Game Library: 10/10: The X-box has a ton of great games available for it, most notably Halo 1 and 2, which brought first-person shooting to a whole new generation of gamers, the latter of which was at the very least partially responsible for the rise of online console gaming. Sadly, the Halo 2 servers were eventually taken down a couple of years after the release of the X-box 360, but you can still play on a LAN network. The popular RPG Fable was also released on this console, which received a sequel with another sequel about to be released pretty soon. The third Doom game also got released for this platform, perhaps one of the most notable first-person shooters of all time as far as series recognition goes and the game is great, and difficult to boot. The first two Fatal Frame games are also available on this console, which are absolutely amazing games if you're into Japanese horror and horror-survival. The Elder Scrolls III: Morrowind also saw a release for this console and won a Game of the Year award. Several Sonic games were released for the X-box as well, such as Sonic Heroes and Shadow the Hedgehog. The Mega Man Anniversary Collection was also released for the X-box, and sadly was the only Mega Man game to come to the console. Mortal Kombat: Deadly Alliance and Mortal Kombat: Deception also made their way to this console, as did Marvel Vs. Capcom 2, arguably some of the greatest fighting games of all time. The Star Wars: Knights of the Old Republic, as well as a ton of Star Wars games in general were ported to the X-box as well. So there are plenty of games to pick from.

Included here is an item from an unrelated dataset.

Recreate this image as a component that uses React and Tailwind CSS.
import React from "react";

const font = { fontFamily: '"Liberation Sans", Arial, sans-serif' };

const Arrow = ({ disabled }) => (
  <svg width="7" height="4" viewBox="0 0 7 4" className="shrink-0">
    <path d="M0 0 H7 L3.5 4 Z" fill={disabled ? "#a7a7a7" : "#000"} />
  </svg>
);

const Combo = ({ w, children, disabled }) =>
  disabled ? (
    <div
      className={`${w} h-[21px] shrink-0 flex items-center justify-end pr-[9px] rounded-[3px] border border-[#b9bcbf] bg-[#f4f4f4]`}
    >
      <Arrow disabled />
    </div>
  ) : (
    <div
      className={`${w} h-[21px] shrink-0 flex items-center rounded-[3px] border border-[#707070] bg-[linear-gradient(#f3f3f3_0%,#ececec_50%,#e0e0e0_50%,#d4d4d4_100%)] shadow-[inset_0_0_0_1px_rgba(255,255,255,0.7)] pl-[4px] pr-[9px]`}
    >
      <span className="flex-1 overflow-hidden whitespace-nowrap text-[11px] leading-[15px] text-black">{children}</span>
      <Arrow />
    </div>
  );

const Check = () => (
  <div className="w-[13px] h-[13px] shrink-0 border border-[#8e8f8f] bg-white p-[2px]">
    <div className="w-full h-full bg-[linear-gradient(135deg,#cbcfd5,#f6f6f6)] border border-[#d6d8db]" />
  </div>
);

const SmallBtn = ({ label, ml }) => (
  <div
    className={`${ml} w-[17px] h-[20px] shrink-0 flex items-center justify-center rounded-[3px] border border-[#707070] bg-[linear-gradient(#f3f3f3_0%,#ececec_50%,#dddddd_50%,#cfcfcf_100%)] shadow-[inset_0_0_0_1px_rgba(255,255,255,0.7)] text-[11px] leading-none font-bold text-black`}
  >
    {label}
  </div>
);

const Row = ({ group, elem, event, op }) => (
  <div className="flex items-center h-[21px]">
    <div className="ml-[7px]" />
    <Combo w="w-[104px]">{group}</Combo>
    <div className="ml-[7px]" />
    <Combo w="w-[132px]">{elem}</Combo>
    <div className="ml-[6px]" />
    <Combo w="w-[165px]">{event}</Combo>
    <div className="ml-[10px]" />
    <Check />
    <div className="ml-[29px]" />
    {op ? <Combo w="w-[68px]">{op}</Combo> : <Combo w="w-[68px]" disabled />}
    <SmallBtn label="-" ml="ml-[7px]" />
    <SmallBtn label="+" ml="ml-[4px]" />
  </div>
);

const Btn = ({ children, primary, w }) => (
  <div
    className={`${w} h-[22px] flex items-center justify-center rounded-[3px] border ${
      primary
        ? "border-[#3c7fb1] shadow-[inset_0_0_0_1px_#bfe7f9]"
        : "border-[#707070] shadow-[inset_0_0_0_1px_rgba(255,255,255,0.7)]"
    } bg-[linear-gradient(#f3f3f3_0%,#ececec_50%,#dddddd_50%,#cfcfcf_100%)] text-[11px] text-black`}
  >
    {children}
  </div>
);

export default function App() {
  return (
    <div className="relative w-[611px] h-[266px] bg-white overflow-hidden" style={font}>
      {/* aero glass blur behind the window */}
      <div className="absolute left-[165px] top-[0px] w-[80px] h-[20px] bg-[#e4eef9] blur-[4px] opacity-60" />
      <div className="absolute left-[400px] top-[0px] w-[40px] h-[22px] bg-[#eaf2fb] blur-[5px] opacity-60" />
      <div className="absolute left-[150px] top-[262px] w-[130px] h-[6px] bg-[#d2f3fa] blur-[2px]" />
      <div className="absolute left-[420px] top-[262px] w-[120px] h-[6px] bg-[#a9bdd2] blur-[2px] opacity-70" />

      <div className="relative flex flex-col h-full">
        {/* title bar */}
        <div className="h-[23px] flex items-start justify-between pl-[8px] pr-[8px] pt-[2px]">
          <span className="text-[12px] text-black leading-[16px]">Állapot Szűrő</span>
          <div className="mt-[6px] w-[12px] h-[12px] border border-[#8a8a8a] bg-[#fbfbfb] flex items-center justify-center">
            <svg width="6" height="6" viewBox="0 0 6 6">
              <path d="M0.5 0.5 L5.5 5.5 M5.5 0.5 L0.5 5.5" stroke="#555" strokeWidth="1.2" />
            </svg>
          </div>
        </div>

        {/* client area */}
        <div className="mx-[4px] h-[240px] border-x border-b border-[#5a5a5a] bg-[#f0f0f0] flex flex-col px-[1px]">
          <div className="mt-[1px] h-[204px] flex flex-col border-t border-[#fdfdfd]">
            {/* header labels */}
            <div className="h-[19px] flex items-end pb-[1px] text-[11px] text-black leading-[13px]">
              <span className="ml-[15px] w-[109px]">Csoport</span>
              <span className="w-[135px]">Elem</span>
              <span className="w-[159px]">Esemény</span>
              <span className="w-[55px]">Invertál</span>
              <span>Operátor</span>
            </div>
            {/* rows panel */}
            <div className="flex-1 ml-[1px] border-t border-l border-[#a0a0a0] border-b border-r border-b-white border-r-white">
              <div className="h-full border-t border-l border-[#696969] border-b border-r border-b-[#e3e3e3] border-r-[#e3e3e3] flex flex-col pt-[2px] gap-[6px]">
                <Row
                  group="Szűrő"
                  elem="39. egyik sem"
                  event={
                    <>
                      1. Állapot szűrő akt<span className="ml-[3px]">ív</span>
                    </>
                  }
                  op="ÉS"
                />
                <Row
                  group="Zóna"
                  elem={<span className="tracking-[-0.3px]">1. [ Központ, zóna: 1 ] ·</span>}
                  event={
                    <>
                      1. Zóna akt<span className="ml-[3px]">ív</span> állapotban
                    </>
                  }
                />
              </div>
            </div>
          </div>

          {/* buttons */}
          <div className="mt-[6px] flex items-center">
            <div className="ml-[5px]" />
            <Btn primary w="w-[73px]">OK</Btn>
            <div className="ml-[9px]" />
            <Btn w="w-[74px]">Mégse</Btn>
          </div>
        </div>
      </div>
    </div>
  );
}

Overall Difficulty: 7/10: Honestly a lot of the games are fairly challenging without being over-the-top. The Fatal Frame series is a great example of this, as there is plenty of puzzle-solving to do, but with some ingenuity and an open mind, you'll make it. The Halo games fall right in the middle as far as challenge goes, about on par with the Nintendo 64's Goldeneye. Online with Halo 2 however, is a different story, because you're actually playing against other people, and the same can be said for split-screen on both games as well. The Sonic games are actually fairly easy. With the Mega Man anniversary collection, that's a direct port of the first eight games in the classic series so you know those are going to be pretty tough unless you're an expert in the series. Doom 3 ranks on the high end of the difficulty scale as it is. Play that game in nightmare mode and you've got something much worse; a nightmare. Mortal Kombat: Deadly Alliance and Mortal Kombat: Deception are about the same as the series has been for a while in terms of difficulty. So challenging, but again, not over the top. The same applies to Marvel Vs. Capcom 2.

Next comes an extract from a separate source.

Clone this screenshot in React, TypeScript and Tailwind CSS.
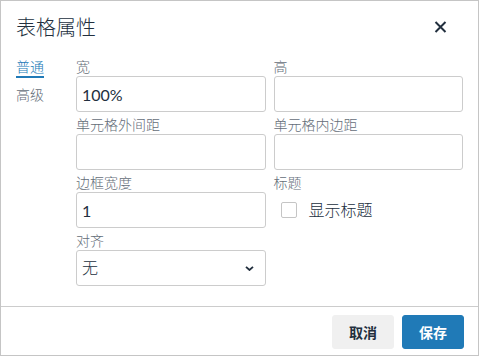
import { type ReactNode } from 'react';

function Field({ label, children }: { label: string; children: ReactNode }) {
  return (
    <div className="flex flex-col">
      <label className="text-[14px] font-light leading-[18px] text-[#646d78]">{label}</label>
      {children}
    </div>
  );
}

function TextInput({ value = '' }: { value?: string }) {
  return (
    <input
      readOnly
      value={value}
      className="h-[36px] w-full rounded-[3px] border border-[#cccccc] bg-white px-[5px] text-[16px] text-[#222f3e] outline-none"
    />
  );
}

export default function App() {
  return (
    <div
      className="flex h-[356px] w-[479px] flex-col border border-[#c5c5c5] bg-white text-[#222f3e]"
      style={{ fontFamily: 'Lato, "Noto Sans CJK SC", sans-serif' }}
    >
      {/* Header */}
      <div className="flex h-[51px] items-center justify-between px-[15px]">
        <h2 className="text-[20px] font-light leading-[24px] text-[#222f3e]">表格属性</h2>
        <button className="mr-[11px] flex h-[24px] w-[24px] items-center justify-center">
          <svg width="13" height="12" viewBox="0 0 13 12" fill="none">
            <path d="M1.5 1 L11.5 11 M11.5 1 L1.5 11" stroke="#222f3e" strokeWidth="2" />
          </svg>
        </button>
      </div>

      {/* Body */}
      <div className="flex flex-1 px-[15px] pt-[6px]">
        {/* Tabs */}
        <div className="flex w-[60px] shrink-0 flex-col items-start gap-[8px]">
          <div className="border-b-2 border-[#207ab7] text-[14px] font-light leading-[18px] text-[#207ab7]">普通</div>
          <div className="text-[14px] font-light leading-[18px] text-[#646d78]">高级</div>
        </div>

        {/* Form */}
        <div className="grid w-[388px] grid-cols-2 content-start gap-x-[8px] gap-y-[4px]">
          <Field label="宽">
            <TextInput value="100%" />
          </Field>
          <Field label="高">
            <TextInput />
          </Field>
          <Field label="单元格外间距">
            <TextInput />
          </Field>
          <Field label="单元格内边距">
            <TextInput />
          </Field>
          <Field label="边框宽度">
            <TextInput value="1" />
          </Field>
          <Field label="标题">
            <div className="flex h-[36px] items-center pl-[7px]">
              <span className="h-[16px] w-[16px] rounded-[2px] border border-[#c5c5c5] bg-white" />
              <span className="ml-[12px] text-[16px] font-light text-[#222f3e]">显示标题</span>
            </div>
          </Field>
          <Field label="对齐">
            <div className="flex h-[36px] items-center justify-between rounded-[3px] border border-[#cccccc] bg-white pl-[5px] pr-[11px]">
              <span className="text-[16px] font-light text-[#222f3e]">无</span>
              <svg width="9" height="5" viewBox="0 0 9 5" fill="none">
                <path d="M1 0.8 L4.5 4 L8 0.8" stroke="#222f3e" strokeWidth="1.8" />
              </svg>
            </div>
          </Field>
        </div>
      </div>

      {/* Footer */}
      <div className="flex h-[49px] justify-end gap-[8px] border-t border-[#cccccc] px-[14px] pt-[8px]">
        <button className="h-[34px] rounded-[3px] border border-[#f0f0f0] bg-[#f0f0f0] px-[16px] text-[14px] font-bold text-[#222f3e]">
          取消
        </button>
        <button className="h-[34px] rounded-[3px] border border-[#207ab7] bg-[#207ab7] px-[16px] text-[14px] font-bold text-white">
          保存
        </button>
      </div>
    </div>
  );
}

Controls: 10/10: The controllers are a bit large but are also designed to rest comfortably in your hands. The controller has two joysticks: one on the far left side next to the directional pad, and one in the middle but slightly off to the right. These can be pushed in to act as triggers as well. The four-button arrangement on the right side is almost the exact same formation on the Super Nintendo from back in the day, except the letters are reversed. The controllers also have an L and R button, as well as the black and white buttons. The being said, the controller has the same amount of buttons as a PS2 controller. If you're not a fan of the size or layout of the controller, you can buy third-party controllers, some of which may fit your hands better. On the left side under the directional pad, you have the Start button which starts your game up from the main menu and can pause the game during play, and a button right next to it called "Back", which is pretty much the equivalent of others controllers Select Button. It might take a little getting used to if you haven't played one yet, but you'll probably adapt pretty quickly.

Graphics: 10/10: The graphics for this console rivaled those of the rival Sony Playstation 2 and both of them are graphically superior to Nintendo's GameCube. If graphics are your thing, then you definitely won't be disappointed with the presentation here. It also seems to play DVDs a bit smoother than the PS2, despite being rather loud compared to the PS2. Of course like the PS2, the graphics really don't compare much to the current generation, but it looks great for the era it came out in because of how powerful the X-box is, which is why it's so huge. In fact it's a near-mini PC, the way it was designed.

Sound: 10/10: The sound capabilities are great, again rivaling the PS2. There's really nothing wrong here and the quality will depend on whether your sound is hooked up to a standard TV or to a stereo system. The music in all games is great, and the Halo series is well-known for it's soundtrack. Most if not all of the games have voice acting as well. Most of the games now have orchestrated scores. All in all it sounds great, particularly so if it's hooked up to a stereo system.

Overall: 9/10: The X-box brought in a whole new generation to first-person shooting and has some of the greatest RPGs for it's time (Fable, Marrowind). The graphics are fantastic, as is the sound quality. You'll find most games to be a challenge but not over-the-top. Mind you, the 360 is backwards compatible but if you don't feel like paying the price for a 360, get a refurbished X-box. You won't be disappointed.